■ **PROMPT**: Exactly the lines from the start of the data through the line containing "import React from" should be output, with both ends kept and nothing added.
>> Start DATA SEGMENT
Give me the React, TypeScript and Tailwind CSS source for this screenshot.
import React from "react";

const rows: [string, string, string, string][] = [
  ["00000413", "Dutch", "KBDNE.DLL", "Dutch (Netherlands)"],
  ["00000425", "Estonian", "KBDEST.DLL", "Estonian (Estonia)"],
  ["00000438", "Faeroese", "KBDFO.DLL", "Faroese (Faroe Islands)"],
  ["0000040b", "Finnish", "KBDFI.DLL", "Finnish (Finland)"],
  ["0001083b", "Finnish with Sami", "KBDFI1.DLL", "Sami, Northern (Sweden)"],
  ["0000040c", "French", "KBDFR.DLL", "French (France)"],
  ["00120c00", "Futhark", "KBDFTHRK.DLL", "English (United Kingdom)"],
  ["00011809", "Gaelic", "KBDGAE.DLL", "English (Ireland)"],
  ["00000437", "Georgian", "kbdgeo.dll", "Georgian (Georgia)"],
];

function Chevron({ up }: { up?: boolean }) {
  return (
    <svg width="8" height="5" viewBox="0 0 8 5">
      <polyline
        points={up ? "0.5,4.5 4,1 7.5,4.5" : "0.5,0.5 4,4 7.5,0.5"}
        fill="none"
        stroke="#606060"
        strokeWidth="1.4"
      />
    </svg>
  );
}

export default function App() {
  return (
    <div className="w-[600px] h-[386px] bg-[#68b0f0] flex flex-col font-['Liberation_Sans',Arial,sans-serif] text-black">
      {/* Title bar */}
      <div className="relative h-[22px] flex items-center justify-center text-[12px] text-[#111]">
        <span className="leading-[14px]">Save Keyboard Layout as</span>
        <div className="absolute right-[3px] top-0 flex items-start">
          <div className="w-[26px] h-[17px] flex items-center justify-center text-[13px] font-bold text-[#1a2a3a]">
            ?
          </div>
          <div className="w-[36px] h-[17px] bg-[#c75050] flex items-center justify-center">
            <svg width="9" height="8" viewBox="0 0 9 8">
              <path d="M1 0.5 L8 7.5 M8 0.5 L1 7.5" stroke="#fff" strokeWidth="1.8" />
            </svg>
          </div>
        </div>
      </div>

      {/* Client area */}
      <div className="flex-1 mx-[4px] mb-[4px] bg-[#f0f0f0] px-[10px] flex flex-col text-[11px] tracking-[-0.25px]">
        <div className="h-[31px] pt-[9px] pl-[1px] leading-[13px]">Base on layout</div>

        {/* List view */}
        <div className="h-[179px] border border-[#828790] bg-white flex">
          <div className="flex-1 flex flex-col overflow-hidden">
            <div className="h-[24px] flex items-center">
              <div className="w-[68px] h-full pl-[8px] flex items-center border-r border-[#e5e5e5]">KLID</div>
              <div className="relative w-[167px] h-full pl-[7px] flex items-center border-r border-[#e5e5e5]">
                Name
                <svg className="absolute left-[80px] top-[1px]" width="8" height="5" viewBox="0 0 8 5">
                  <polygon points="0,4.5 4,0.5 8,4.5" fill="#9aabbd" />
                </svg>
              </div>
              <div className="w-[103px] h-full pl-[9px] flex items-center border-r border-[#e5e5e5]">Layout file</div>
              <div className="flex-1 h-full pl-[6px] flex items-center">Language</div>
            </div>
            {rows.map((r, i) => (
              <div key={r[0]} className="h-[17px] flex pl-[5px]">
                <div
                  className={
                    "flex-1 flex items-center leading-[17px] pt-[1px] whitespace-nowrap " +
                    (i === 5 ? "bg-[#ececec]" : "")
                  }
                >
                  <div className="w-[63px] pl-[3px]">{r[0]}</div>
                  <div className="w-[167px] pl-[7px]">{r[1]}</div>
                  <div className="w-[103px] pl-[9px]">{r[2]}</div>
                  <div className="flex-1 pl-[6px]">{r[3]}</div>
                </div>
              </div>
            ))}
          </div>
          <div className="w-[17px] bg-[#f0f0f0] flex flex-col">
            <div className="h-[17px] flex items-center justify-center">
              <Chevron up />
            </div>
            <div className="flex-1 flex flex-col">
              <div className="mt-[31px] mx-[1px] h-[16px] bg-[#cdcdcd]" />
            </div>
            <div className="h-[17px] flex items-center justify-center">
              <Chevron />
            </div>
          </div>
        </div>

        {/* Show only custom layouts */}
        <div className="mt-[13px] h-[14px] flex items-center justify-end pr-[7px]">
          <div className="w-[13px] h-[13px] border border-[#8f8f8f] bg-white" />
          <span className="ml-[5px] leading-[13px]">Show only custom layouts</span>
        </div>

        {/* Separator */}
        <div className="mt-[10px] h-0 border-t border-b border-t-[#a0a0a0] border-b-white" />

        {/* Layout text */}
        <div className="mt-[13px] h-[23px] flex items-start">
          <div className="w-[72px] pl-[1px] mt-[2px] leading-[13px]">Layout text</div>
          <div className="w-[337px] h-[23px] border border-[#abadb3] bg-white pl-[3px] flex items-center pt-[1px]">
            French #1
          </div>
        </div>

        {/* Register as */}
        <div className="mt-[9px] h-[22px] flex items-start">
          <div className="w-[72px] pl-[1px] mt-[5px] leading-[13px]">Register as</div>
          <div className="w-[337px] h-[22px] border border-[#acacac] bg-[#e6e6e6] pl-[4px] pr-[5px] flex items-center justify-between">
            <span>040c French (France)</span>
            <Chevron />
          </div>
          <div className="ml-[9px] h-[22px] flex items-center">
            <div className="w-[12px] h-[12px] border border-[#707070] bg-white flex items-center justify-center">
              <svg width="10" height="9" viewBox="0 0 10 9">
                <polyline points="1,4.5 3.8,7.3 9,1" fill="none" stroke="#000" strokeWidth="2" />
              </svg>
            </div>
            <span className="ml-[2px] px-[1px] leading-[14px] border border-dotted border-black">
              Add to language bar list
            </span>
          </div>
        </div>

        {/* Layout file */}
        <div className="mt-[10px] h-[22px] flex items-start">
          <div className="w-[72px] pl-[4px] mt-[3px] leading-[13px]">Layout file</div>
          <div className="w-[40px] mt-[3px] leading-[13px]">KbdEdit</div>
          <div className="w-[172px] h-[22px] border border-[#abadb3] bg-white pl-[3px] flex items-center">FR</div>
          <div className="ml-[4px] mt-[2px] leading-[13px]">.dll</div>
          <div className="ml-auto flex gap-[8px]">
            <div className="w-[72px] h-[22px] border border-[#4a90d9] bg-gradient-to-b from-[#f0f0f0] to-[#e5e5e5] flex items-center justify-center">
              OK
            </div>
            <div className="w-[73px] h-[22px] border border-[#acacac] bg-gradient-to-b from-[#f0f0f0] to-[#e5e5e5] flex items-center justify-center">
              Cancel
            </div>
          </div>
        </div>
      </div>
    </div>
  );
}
>> End DATA SEGMENT
■ **RESPONSE**:
Give me the React, TypeScript and Tailwind CSS source for this screenshot.
import React from "react";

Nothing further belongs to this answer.